= Breeder (slang) =

Derogatory term for people who have children

Breeder is a pejorative term coined by gay or lesbian people particularly for parents who purportedly over-focus on their children and allegedly abandon their previous friends and lifestyle; or to women who give birth to many children, often with the derisive implication that they have too many offspring. The term is also used by antinatalists to pejoratively refer to anyone who has procreated, an act which they consider immoral.

The use of "breeder" in this way is not new. It appears, for example, in Jonathan Swift's A Modest Proposal, widely acknowledged as the preeminent English satirical essay, in which Swift repeatedly uses the term.

The number of souls in this kingdom being usually reckoned one million and a half, of these I calculate there may be about two hundred thousand couple whose wives are breeders; from which number I subtract thirty thousand couples who are able to maintain their own children, although I apprehend there cannot be so many, under the present distresses of the kingdom; but this being granted, there will remain an hundred and seventy thousand breeders.

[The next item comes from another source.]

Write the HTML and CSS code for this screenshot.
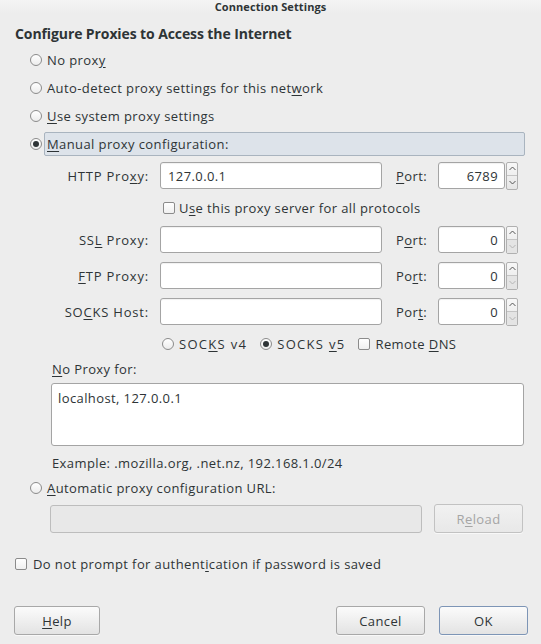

Some parents resent being referred to as "breeders", and feel that the word unduly reduces the process of child-raising to animal husbandry.

The term was part of a 2006 controversy in the heavily gay resort town of Provincetown, Massachusetts, when petitioners against same-sex marriage whose identities were published, complained of having been called "breeders". The San Francisco Chronicle described the term as "a joking or derogatory slur used by gays to describe heterosexuals".

While using the term "breeder" as a descriptive term is not new, the term has increased in use within the last decade mainly due its acceptance by pop culture and specifically youth pop culture. Some heterosexuals have said that the term "breeder" is offensive to straight people and associated it with "heterophobia" or degrading heterosexual lifestyles.

The term "breeder" has also been used to describe lesbian parents who partake in reproduction. The idea of gay parenting has led some to say that the line between "breeders" and otherwise is less clear, with the idea of LGBT families beginning to "breed". The term's connotation is a point of contention within the LGBT community. The expansion of the term to include parents within the community has created a divide on its meaning. There has been debate over its acceptability, inside and outside of LGBT circles, and whether it is a slur.